Jalan Panjang Menuju Pemulihan

Perjalanan menertibkan 420.000 hektare sawit ilegal bukan tugas mudah. Ini bukan hanya soal mencabut pohon sawit atau menggusur lahan, tetapi soal membenahi sistem pengelolaan sumber daya alam yang selama ini penuh celah. Ini adalah soal keberanian untuk menegakkan hukum, keberpihakan pada lingkungan, dan keadilan sosial bagi masyarakat.

Satgas Garuda, meski telah menunjukkan progres, masih punya pekerjaan rumah besar. Transparansi proses, keterlibatan publik, serta keberanian untuk menindak tegas pelanggar hukum harus menjadi prioritas utama.

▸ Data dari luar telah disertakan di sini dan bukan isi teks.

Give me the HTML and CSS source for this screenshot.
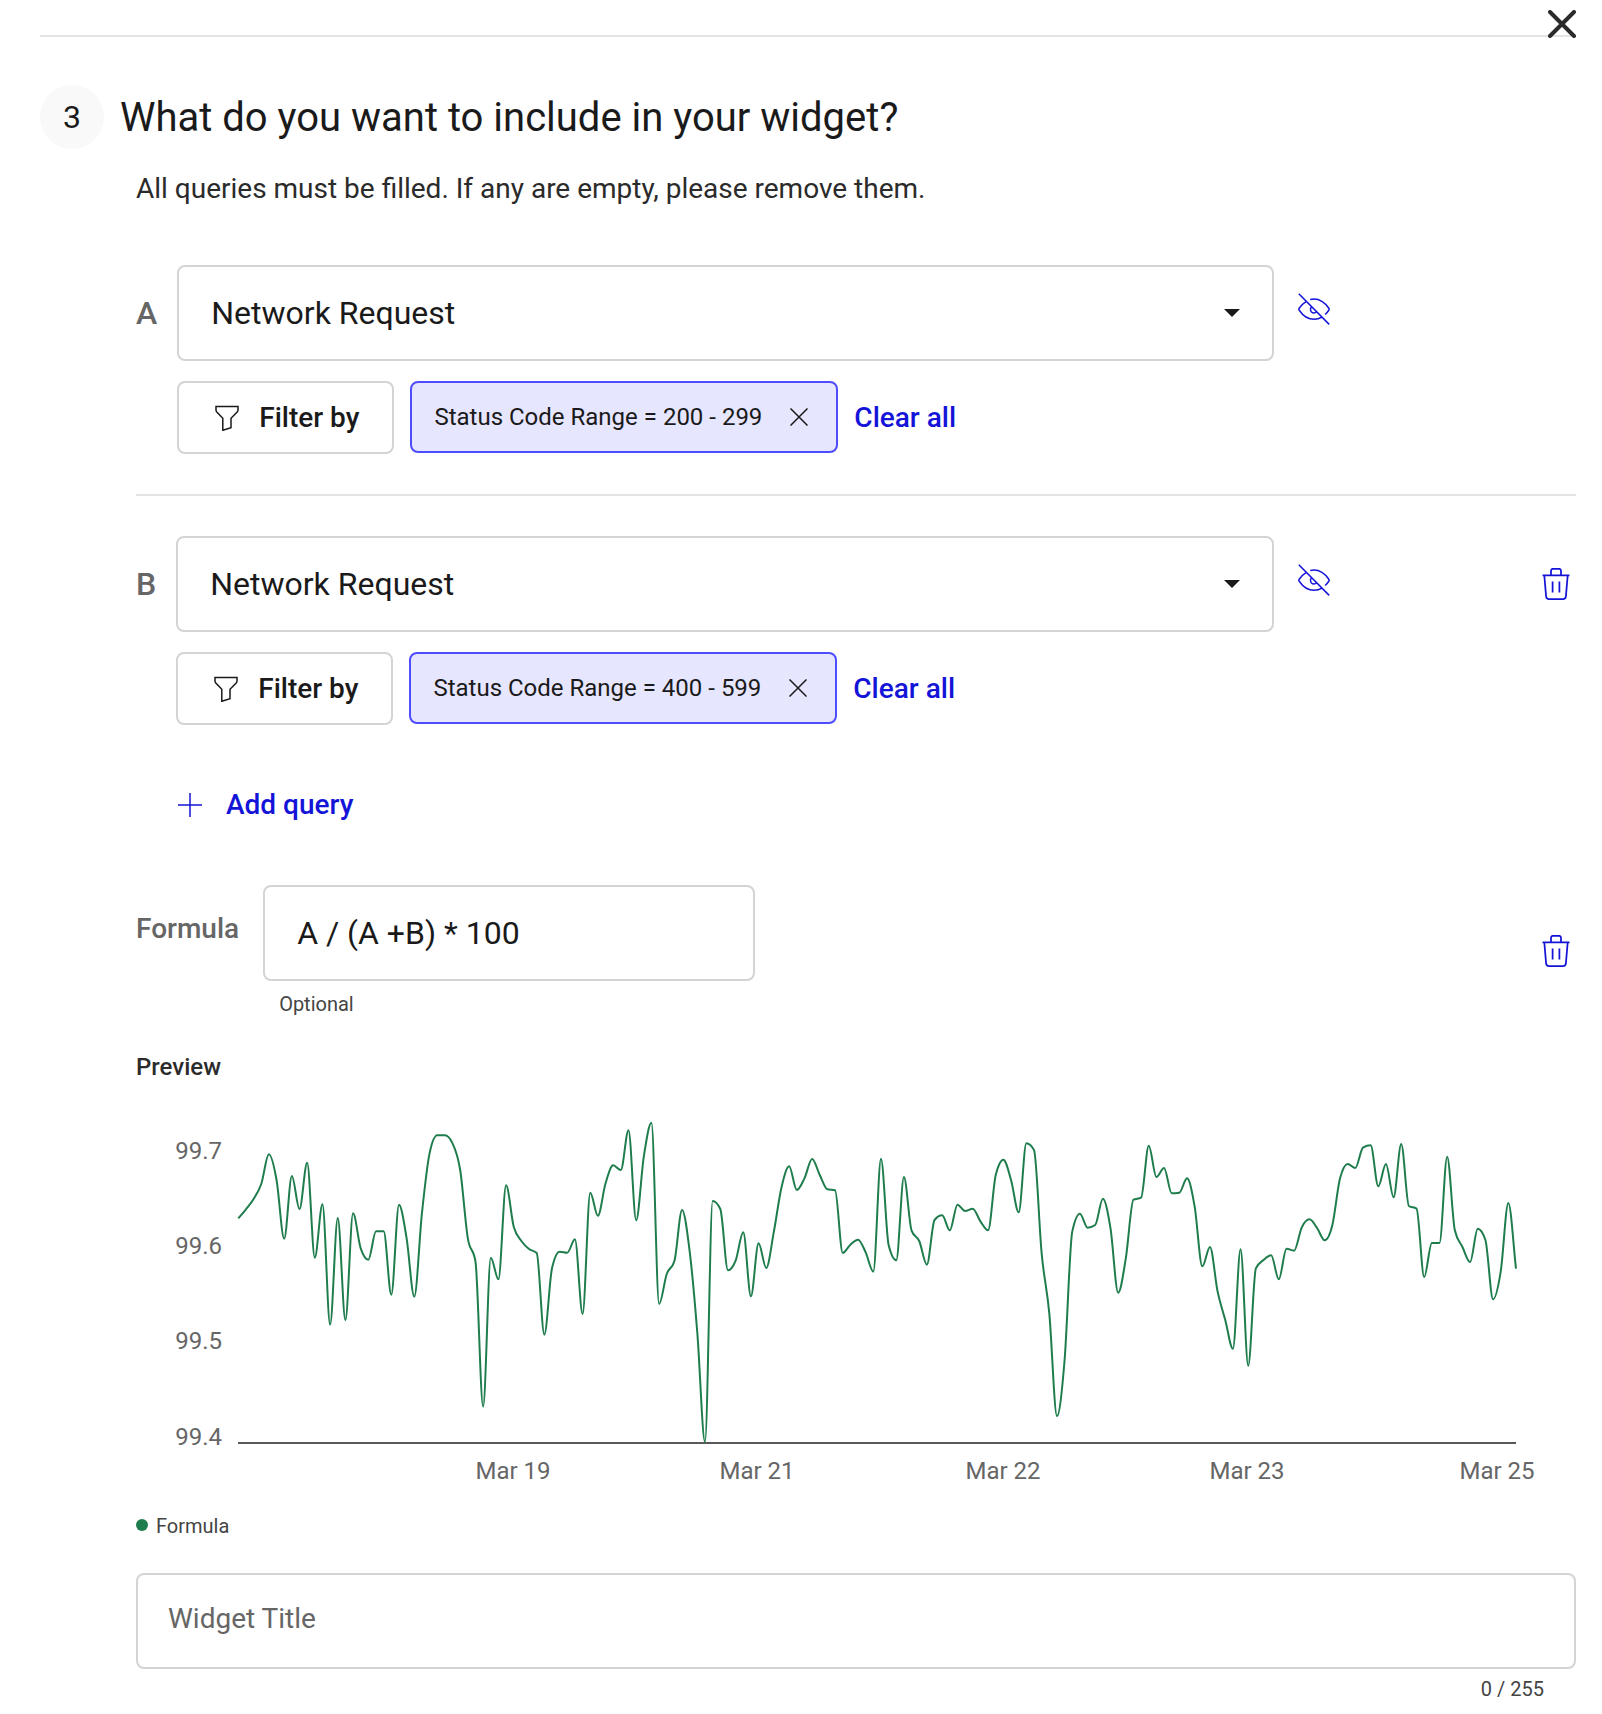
FILE: index.html
```html
<!DOCTYPE html>
<html lang="en">
<head>
<meta charset="utf-8">
<meta name="viewport" content="width=device-width, initial-scale=1">
<title>Widget builder</title>
<link rel="stylesheet" href="styles.css">
</head>
<body>
<svg class="sprite" aria-hidden="true">
  <symbol id="i-filter" viewBox="0 0 24 26"><path d="M1 1.5h22v3.6c0 .8-.3 1.3-.8 1.9L16 13.2v9.6l-8.200 2.500V13.200L1.800 7C1.300 6.400 1 5.900 1 5.100z"/></symbol>
  <symbol id="i-x" viewBox="0 0 18 18"><path d="M.5.5l17 17M17.500.5l-17 17"/></symbol>
  <symbol id="i-eye" viewBox="0 0 32 32"><path d="M.8.8l30.400 30.600M8.300 8.300C5.200 10.200 3 12.800 1.200 15.200c-.5.700-.5 1.300 0 2C4.700 22.300 9.700 26.300 16 26.300c3 0 5.700-.8 8-2.200M12.200 6.500c1.200-.3 2.500-.5 3.800-.5 6.300 0 11.300 4.200 14.800 9.200.5.700.5 1.300 0 2-1.100 1.600-2.300 3-3.600 4.300M13.500 13.700c-.8.800-1 1.700-1 2.600 0 2 1.500 3.700 3.500 3.700 1 0 2-.5 2.600-1.200"/></symbol>
  <symbol id="i-trash" viewBox="0 0 28 32"><path d="M.5 7.300h27M9 7.300V2.800C9 1.600 9.700.8 10.900.8h6.200c1.200 0 1.900.8 1.900 2v4.500M2.300 7.300l1.800 21c.2 1.800 1.200 2.700 2.900 2.700h14c1.700 0 2.700-.9 2.900-2.700l1.800-21M10.600 13.600v11M17.400 13.600v11"/></symbol>
</svg>

<main class="builder">
  <button class="close" type="button" aria-label="Close">
    <svg viewBox="0 0 28 28" aria-hidden="true"><path d="M2 2l24 24M26 2L2 26"/></svg>
  </button>

  <header class="step">
    <span class="step-number">3</span>
    <h1>What do you want to include in your widget?</h1>
  </header>

  <form class="content">
    <p class="hint">All queries must be filled. If any are empty, please remove them.</p>

    <section class="query">
      <label class="query-name" for="query-a">A</label>
      <div class="query-main">
        <div class="select-box">
          <select id="query-a"><option>Network Request</option></select>
        </div>
        <div class="filters">
          <button class="filter-button" type="button"><svg class="icon-filter" aria-hidden="true"><use href="#i-filter"/></svg>Filter by</button>
          <button class="chip" type="button">Status Code Range = 200 - 299<svg class="icon-x" aria-hidden="true"><use href="#i-x"/></svg></button>
          <button class="link" type="button">Clear all</button>
        </div>
      </div>
      <div class="actions">
        <button class="icon-button toggle" type="button" aria-label="Hide query A"><svg class="icon-eye" aria-hidden="true"><use href="#i-eye"/></svg></button>
      </div>
    </section>

    <section class="query">
      <label class="query-name" for="query-b">B</label>
      <div class="query-main">
        <div class="select-box">
          <select id="query-b"><option>Network Request</option></select>
        </div>
        <div class="filters">
          <button class="filter-button" type="button"><svg class="icon-filter" aria-hidden="true"><use href="#i-filter"/></svg>Filter by</button>
          <button class="chip" type="button">Status Code Range = 400 - 599<svg class="icon-x" aria-hidden="true"><use href="#i-x"/></svg></button>
          <button class="link" type="button">Clear all</button>
        </div>
      </div>
      <div class="actions">
        <button class="icon-button toggle" type="button" aria-label="Hide query B"><svg class="icon-eye" aria-hidden="true"><use href="#i-eye"/></svg></button>
        <button class="icon-button" type="button" aria-label="Delete query B"><svg class="icon-trash" aria-hidden="true"><use href="#i-trash"/></svg></button>
      </div>
    </section>

    <button class="link add" type="button">
      <svg viewBox="0 0 24 24" aria-hidden="true"><path d="M12 0v24M0 12h24"/></svg>Add query
    </button>

    <section class="formula">
      <label for="formula">Formula</label>
      <div class="formula-field">
        <input class="box" id="formula" type="text" value="A / (A +B) * 100">
        <span class="small helper">Optional</span>
      </div>
      <button class="icon-button" type="button" aria-label="Delete formula"><svg class="icon-trash" aria-hidden="true"><use href="#i-trash"/></svg></button>
    </section>

    <h2>Preview</h2>
    <svg class="chart" viewBox="0 0 1440 420" role="img" aria-label="Formula over time">
      <g class="ticks-y">
        <text x="86" y="76">99.7</text>
        <text x="86" y="171">99.6</text>
        <text x="86" y="266">99.5</text>
        <text x="86" y="362">99.4</text>
      </g>
      <g class="ticks-x">
        <text x="377" y="396">Mar 19</text>
        <text x="621" y="396">Mar 21</text>
        <text x="867" y="396">Mar 22</text>
        <text x="1111" y="396">Mar 23</text>
        <text x="1361" y="396">Mar 25</text>
      </g>
      <path class="axis" d="M102 360H1380"/>
      <path class="series" id="series"/>
    </svg>
    <div class="small legend"><span class="dot"></span>Formula</div>

    <input class="box title-field" type="text" placeholder="Widget Title" aria-label="Widget Title" maxlength="255">
    <div class="small counter">0 / 255</div>
  </form>
</main>
<script src="chart.js"></script>
</body>
</html>
```
FILE: chart.js
```js
// Hourly samples, as depth below the top of the plot (three units to one chart unit).
const samples = [
  355, 328, 297, 252, 163, 240, 416, 228, 327, 188, 473, 313, 674, 354, 660, 340,
  445, 479, 394, 394, 584, 314, 415, 590, 340, 160, 106, 106, 130, 210, 415, 485,
  920, 473, 538, 256, 380, 423, 447, 459, 704, 505, 455, 458, 418, 642, 278, 347,
  250, 196, 210, 91, 361, 170, 68, 612, 522, 483, 330, 455, 700, 1026, 303, 327,
  511, 482, 397, 589, 430, 504, 395, 262, 199, 270, 235, 177, 225, 268, 271, 459,
  434, 419, 457, 515, 176, 435, 481, 231, 392, 423, 494, 360, 346, 391, 314, 333,
  326, 364, 391, 225, 179, 240, 337, 130, 150, 460, 640, 948, 780, 395, 341, 383,
  375, 296, 385, 578, 475, 299, 293, 137, 231, 204, 280, 278, 235, 320, 499, 441,
  575, 660, 746, 448, 797, 505, 480, 466, 538, 446, 452, 382, 358, 384, 421, 375,
  235, 192, 204, 143, 136, 259, 192, 292, 132, 318, 326, 531, 429, 429, 170, 390,
  441, 486, 386, 420, 598, 515, 309, 506
];

const left = 102.3;
const step = 1277.7 / (samples.length - 1);
const ys = samples.map(v => 17 + v / 3);
const slopes = ys.slice(1).map((y, i) => (y - ys[i]) / step);

// Monotone cubic tangents: flat at every local extreme, so the curve never overshoots.
const tangents = ys.map((_, i) => {
  if (i === 0) return slopes[0];
  if (i === ys.length - 1) return slopes[i - 1];
  const a = slopes[i - 1];
  const b = slopes[i];
  if (a * b <= 0) return 0;
  return Math.sign(a) * 2 * Math.min(Math.abs(a), Math.abs(b), Math.abs(a + b) / 4);
});

let d = `M${left},${ys[0]}`;
for (let i = 1; i < ys.length; i++) {
  const x0 = left + (i - 1) * step;
  const x1 = left + i * step;
  const t = step / 3;
  d += `C${x0 + t},${ys[i - 1] + tangents[i - 1] * t} ${x1 - t},${ys[i] - tangents[i] * t} ${x1},${ys[i]}`;
}
document.getElementById('series').setAttribute('d', d);
```
FILE: styles.css
```css
* {
  box-sizing: border-box;
}

body {
  margin: 0;
  background: #fff;
  color: #1a1a1a;
  font-family: Roboto, "Liberation Sans", sans-serif;
}

button,
input,
select {
  margin: 0;
  padding: 0;
  border: 0;
  background: none;
  color: inherit;
  font: inherit;
}

button {
  cursor: pointer;
}

svg {
  display: block;
  flex: none;
  fill: none;
  stroke: currentColor;
}

.sprite {
  position: absolute;
  width: 0;
  height: 0;
}

.builder {
  position: relative;
  padding: 35px 26px 12px 40px;
}

.close {
  position: absolute;
  top: 10px;
  right: 26px;
  color: #2b2b2b;
}

.close svg {
  width: 28px;
  height: 28px;
  stroke-width: 4;
  stroke-linecap: round;
}

.step {
  display: flex;
  align-items: center;
  gap: 16px;
  padding-top: 48px;
  border-top: 2px solid #e4e4e4;
}

.step-number {
  flex: none;
  width: 64px;
  border-radius: 50%;
  background: #f9f9f9;
  font-size: 32px;
  line-height: 64px;
  text-align: center;
}

h1 {
  margin: 0;
  padding-top: 2px;
  font-size: 40px;
  font-weight: 400;
  line-height: 60px;
}

.content {
  padding-left: 96px;
}

.hint {
  margin: 20px 0 56px;
  color: #2b2b2b;
  font-size: 28px;
  line-height: 40px;
}

.query {
  display: flex;
}

.query + .query {
  margin-top: 40px;
  padding-top: 40px;
  border-top: 2px solid #e4e4e4;
}

.query-name {
  flex: none;
  margin-right: 20px;
  color: #666;
  font-size: 32px;
  font-weight: 500;
  line-height: 96px;
}

.query-main {
  flex: 1;
}

.select-box {
  position: relative;
}

.select-box::after {
  content: "";
  position: absolute;
  top: 44px;
  right: 34px;
  border: 8px solid transparent;
  border-top-color: #1a1a1a;
  border-bottom: 0;
  pointer-events: none;
}

select,
.box {
  display: block;
  width: 100%;
  height: 96px;
  padding: 0 32px;
  border: 2px solid #d4d4d4;
  border-radius: 8px;
  appearance: none;
  font-size: 32px;
}

.filters {
  display: flex;
  align-items: center;
  gap: 16px;
  margin-top: 20px;
}

.filter-button,
.chip {
  display: flex;
  align-items: center;
  height: 73px;
  border: 2px solid #d4d4d4;
  border-radius: 8px;
}

.filter-button {
  gap: 20px;
  padding: 0 33px 0 36px;
  font-size: 28px;
  font-weight: 500;
}

.chip {
  align-self: flex-start;
  gap: 28px;
  height: 72px;
  padding: 0 28px 0 22px;
  border-color: #4d4dff;
  background: #e6e6ff;
  font-size: 24px;
}

.icon-filter {
  width: 24px;
  height: 26px;
  stroke-width: 1.5;
}

.icon-x {
  width: 18px;
  height: 18px;
  stroke-width: 1.5;
}

.link {
  color: #1414d8;
  font-size: 28px;
  font-weight: 500;
  line-height: 40px;
}

.actions {
  display: flex;
  flex: none;
  align-items: flex-start;
  justify-content: space-between;
  width: 302px;
  padding: 28px 6px 0 24px;
}

.icon-button {
  color: #1414d8;
}

.icon-eye {
  width: 32px;
  height: 32px;
  stroke-width: 1.5;
}

.icon-trash {
  width: 28px;
  height: 32px;
  stroke-width: 1.75;
}

.toggle + .icon-button {
  padding-top: 4px;
}

.add {
  display: flex;
  align-items: center;
  gap: 24px;
  margin: 60px 0 60px 42px;
}

.add svg {
  width: 24px;
  height: 24px;
  stroke-width: 1.5;
}

.formula {
  display: flex;
  align-items: flex-start;
}

.formula label {
  margin-right: 24px;
  color: #666;
  font-size: 28px;
  font-weight: 500;
  line-height: 88px;
}

.formula-field {
  flex: 0 1 492px;
}

.formula .icon-button {
  align-self: center;
  margin-left: auto;
  padding-right: 6px;
}

.small {
  color: #444;
  font-size: 20px;
  line-height: 24px;
}

.helper {
  display: block;
  margin: 11px 16px 0;
}

h2 {
  margin: 35px 0 0;
  color: #2b2b2b;
  font-size: 24px;
  font-weight: 500;
  line-height: 32px;
}

.chart {
  width: 100%;
  height: auto;
}

.chart text {
  fill: #666;
  stroke: none;
  font-size: 24px;
}

.ticks-y {
  text-anchor: end;
}

.ticks-x {
  text-anchor: middle;
}

.axis {
  stroke: #595959;
  stroke-width: 2;
}

.series {
  stroke: #1f7d4d;
  stroke-width: 2;
}

.legend {
  display: flex;
  align-items: center;
  gap: 8px;
  margin: 11px 0 35px;
}

.dot {
  width: 12px;
  height: 12px;
  margin-bottom: 2px;
  border-radius: 50%;
  background: #1f7d4d;
}

.title-field {
  padding: 0 30px 6px;
  font-size: 28px;
}

.title-field::placeholder {
  color: #666;
}

.counter {
  margin: 8px 32px 0;
  text-align: right;
}
```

Dan yang tak kalah penting: belajar dari masa lalu, agar keterlanjuran serupa tak kembali terulang di masa depan.

 

Antara Sawit dan Masa Depan Hutan

Kisah tentang 420.000 hektare lahan sawit ilegal di Kalimantan Tengah bukan sekadar cerita lokal. Ini adalah cermin dari bagaimana bangsa ini mengelola aset alamnya—antara kepentingan ekonomi, perlindungan lingkungan, dan keadilan sosial.

Apakah Indonesia akan memilih jalan pemulihan dan penertiban yang adil dan berkelanjutan, atau kembali terjebak dalam pola eksploitatif yang hanya menguntungkan segelintir pihak?

Dan semoga, dari jantung hutan Kalimantan, muncul sinyal perubahan yang membawa harapan bagi masa depan Indonesia.